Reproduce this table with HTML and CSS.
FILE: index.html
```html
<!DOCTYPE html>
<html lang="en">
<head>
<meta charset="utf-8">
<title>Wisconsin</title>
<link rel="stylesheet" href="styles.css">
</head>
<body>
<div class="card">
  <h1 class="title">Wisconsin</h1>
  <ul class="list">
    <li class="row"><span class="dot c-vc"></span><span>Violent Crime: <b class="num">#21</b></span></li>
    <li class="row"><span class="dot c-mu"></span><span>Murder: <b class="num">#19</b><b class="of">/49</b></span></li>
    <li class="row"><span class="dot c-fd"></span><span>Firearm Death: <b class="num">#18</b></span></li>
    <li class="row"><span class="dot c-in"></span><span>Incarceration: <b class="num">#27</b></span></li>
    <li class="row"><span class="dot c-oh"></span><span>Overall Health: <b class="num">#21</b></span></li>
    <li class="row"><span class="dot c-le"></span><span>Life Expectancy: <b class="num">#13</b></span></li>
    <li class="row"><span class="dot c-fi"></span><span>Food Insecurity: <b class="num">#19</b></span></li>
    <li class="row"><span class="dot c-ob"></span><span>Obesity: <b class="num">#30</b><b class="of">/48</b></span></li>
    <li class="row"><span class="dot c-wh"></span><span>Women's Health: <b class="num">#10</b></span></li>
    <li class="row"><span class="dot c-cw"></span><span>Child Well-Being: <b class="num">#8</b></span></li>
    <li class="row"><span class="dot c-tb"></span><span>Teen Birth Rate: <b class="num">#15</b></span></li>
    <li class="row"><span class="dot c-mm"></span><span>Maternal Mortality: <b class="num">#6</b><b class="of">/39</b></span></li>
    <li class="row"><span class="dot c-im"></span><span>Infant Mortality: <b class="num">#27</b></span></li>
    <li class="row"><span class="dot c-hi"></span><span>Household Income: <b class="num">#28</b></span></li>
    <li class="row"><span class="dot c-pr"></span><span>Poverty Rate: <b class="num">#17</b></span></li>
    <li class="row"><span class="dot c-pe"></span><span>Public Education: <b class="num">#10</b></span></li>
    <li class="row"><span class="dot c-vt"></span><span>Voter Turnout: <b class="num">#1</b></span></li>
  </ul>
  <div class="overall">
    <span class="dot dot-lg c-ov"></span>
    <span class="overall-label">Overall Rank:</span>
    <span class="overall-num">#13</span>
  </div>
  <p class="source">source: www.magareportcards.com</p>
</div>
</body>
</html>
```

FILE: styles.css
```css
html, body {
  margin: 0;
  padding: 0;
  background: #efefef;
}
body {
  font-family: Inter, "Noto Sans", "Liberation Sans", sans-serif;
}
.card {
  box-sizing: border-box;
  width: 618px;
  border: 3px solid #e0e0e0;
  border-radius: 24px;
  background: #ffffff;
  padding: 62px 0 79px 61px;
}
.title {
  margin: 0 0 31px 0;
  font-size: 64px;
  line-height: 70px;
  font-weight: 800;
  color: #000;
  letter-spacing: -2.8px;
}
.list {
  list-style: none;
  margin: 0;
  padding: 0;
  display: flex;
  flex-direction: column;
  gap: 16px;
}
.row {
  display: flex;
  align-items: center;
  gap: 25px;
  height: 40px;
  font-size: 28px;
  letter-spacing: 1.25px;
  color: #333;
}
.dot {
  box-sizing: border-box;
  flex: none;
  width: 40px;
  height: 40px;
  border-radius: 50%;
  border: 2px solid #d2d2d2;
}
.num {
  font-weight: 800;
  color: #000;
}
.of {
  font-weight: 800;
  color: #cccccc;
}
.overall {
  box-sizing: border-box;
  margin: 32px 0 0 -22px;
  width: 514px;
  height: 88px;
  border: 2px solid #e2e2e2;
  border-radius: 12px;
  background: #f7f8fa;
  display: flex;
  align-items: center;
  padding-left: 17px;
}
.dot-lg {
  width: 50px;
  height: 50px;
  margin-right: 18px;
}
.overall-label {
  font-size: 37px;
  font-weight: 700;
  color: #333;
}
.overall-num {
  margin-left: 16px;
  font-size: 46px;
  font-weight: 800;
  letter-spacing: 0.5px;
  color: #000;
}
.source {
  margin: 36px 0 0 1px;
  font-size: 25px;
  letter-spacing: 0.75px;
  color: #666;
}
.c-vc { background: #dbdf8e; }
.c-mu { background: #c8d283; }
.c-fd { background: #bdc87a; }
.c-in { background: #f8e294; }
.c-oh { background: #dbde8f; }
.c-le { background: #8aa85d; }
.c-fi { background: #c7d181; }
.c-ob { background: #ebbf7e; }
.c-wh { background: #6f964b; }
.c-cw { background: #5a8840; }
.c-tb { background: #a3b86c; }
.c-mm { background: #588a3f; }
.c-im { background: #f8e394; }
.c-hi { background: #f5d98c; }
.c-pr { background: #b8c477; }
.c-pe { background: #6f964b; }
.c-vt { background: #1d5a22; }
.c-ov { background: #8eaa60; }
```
══════════════════════════════
» TASK TO COMPLETE: Each line of the listing should be echoed back exactly.

» WRITTEN ANSWER:
Reproduce this table with HTML and CSS.
FILE: index.html
```html
<!DOCTYPE html>
<html lang="en">
<head>
<meta charset="utf-8">
<title>Wisconsin</title>
<link rel="stylesheet" href="styles.css">
</head>
<body>
<div class="card">
  <h1 class="title">Wisconsin</h1>
  <ul class="list">
    <li class="row"><span class="dot c-vc"></span><span>Violent Crime: <b class="num">#21</b></span></li>
    <li class="row"><span class="dot c-mu"></span><span>Murder: <b class="num">#19</b><b class="of">/49</b></span></li>
    <li class="row"><span class="dot c-fd"></span><span>Firearm Death: <b class="num">#18</b></span></li>
    <li class="row"><span class="dot c-in"></span><span>Incarceration: <b class="num">#27</b></span></li>
    <li class="row"><span class="dot c-oh"></span><span>Overall Health: <b class="num">#21</b></span></li>
    <li class="row"><span class="dot c-le"></span><span>Life Expectancy: <b class="num">#13</b></span></li>
    <li class="row"><span class="dot c-fi"></span><span>Food Insecurity: <b class="num">#19</b></span></li>
    <li class="row"><span class="dot c-ob"></span><span>Obesity: <b class="num">#30</b><b class="of">/48</b></span></li>
    <li class="row"><span class="dot c-wh"></span><span>Women's Health: <b class="num">#10</b></span></li>
    <li class="row"><span class="dot c-cw"></span><span>Child Well-Being: <b class="num">#8</b></span></li>
    <li class="row"><span class="dot c-tb"></span><span>Teen Birth Rate: <b class="num">#15</b></span></li>
    <li class="row"><span class="dot c-mm"></span><span>Maternal Mortality: <b class="num">#6</b><b class="of">/39</b></span></li>
    <li class="row"><span class="dot c-im"></span><span>Infant Mortality: <b class="num">#27</b></span></li>
    <li class="row"><span class="dot c-hi"></span><span>Household Income: <b class="num">#28</b></span></li>
    <li class="row"><span class="dot c-pr"></span><span>Poverty Rate: <b class="num">#17</b></span></li>
    <li class="row"><span class="dot c-pe"></span><span>Public Education: <b class="num">#10</b></span></li>
    <li class="row"><span class="dot c-vt"></span><span>Voter Turnout: <b class="num">#1</b></span></li>
  </ul>
  <div class="overall">
    <span class="dot dot-lg c-ov"></span>
    <span class="overall-label">Overall Rank:</span>
    <span class="overall-num">#13</span>
  </div>
  <p class="source">source: www.magareportcards.com</p>
</div>
</body>
</html>
```

FILE: styles.css
```css
html, body {
  margin: 0;
  padding: 0;
  background: #efefef;
}
body {
  font-family: Inter, "Noto Sans", "Liberation Sans", sans-serif;
}
.card {
  box-sizing: border-box;
  width: 618px;
  border: 3px solid #e0e0e0;
  border-radius: 24px;
  background: #ffffff;
  padding: 62px 0 79px 61px;
}
.title {
  margin: 0 0 31px 0;
  font-size: 64px;
  line-height: 70px;
  font-weight: 800;
  color: #000;
  letter-spacing: -2.8px;
}
.list {
  list-style: none;
  margin: 0;
  padding: 0;
  display: flex;
  flex-direction: column;
  gap: 16px;
}
.row {
  display: flex;
  align-items: center;
  gap: 25px;
  height: 40px;
  font-size: 28px;
  letter-spacing: 1.25px;
  color: #333;
}
.dot {
  box-sizing: border-box;
  flex: none;
  width: 40px;
  height: 40px;
  border-radius: 50%;
  border: 2px solid #d2d2d2;
}
.num {
  font-weight: 800;
  color: #000;
}
.of {
  font-weight: 800;
  color: #cccccc;
}
.overall {
  box-sizing: border-box;
  margin: 32px 0 0 -22px;
  width: 514px;
  height: 88px;
  border: 2px solid #e2e2e2;
  border-radius: 12px;
  background: #f7f8fa;
  display: flex;
  align-items: center;
  padding-left: 17px;
}
.dot-lg {
  width: 50px;
  height: 50px;
  margin-right: 18px;
}
.overall-label {
  font-size: 37px;
  font-weight: 700;
  color: #333;
}
.overall-num {
  margin-left: 16px;
  font-size: 46px;
  font-weight: 800;
  letter-spacing: 0.5px;
  color: #000;
}
.source {
  margin: 36px 0 0 1px;
  font-size: 25px;
  letter-spacing: 0.75px;
  color: #666;
}
.c-vc { background: #dbdf8e; }
.c-mu { background: #c8d283; }
.c-fd { background: #bdc87a; }
.c-in { background: #f8e294; }
.c-oh { background: #dbde8f; }
.c-le { background: #8aa85d; }
.c-fi { background: #c7d181; }
.c-ob { background: #ebbf7e; }
.c-wh { background: #6f964b; }
.c-cw { background: #5a8840; }
.c-tb { background: #a3b86c; }
.c-mm { background: #588a3f; }
.c-im { background: #f8e394; }
.c-hi { background: #f5d98c; }
.c-pr { background: #b8c477; }
.c-pe { background: #6f964b; }
.c-vt { background: #1d5a22; }
.c-ov { background: #8eaa60; }
```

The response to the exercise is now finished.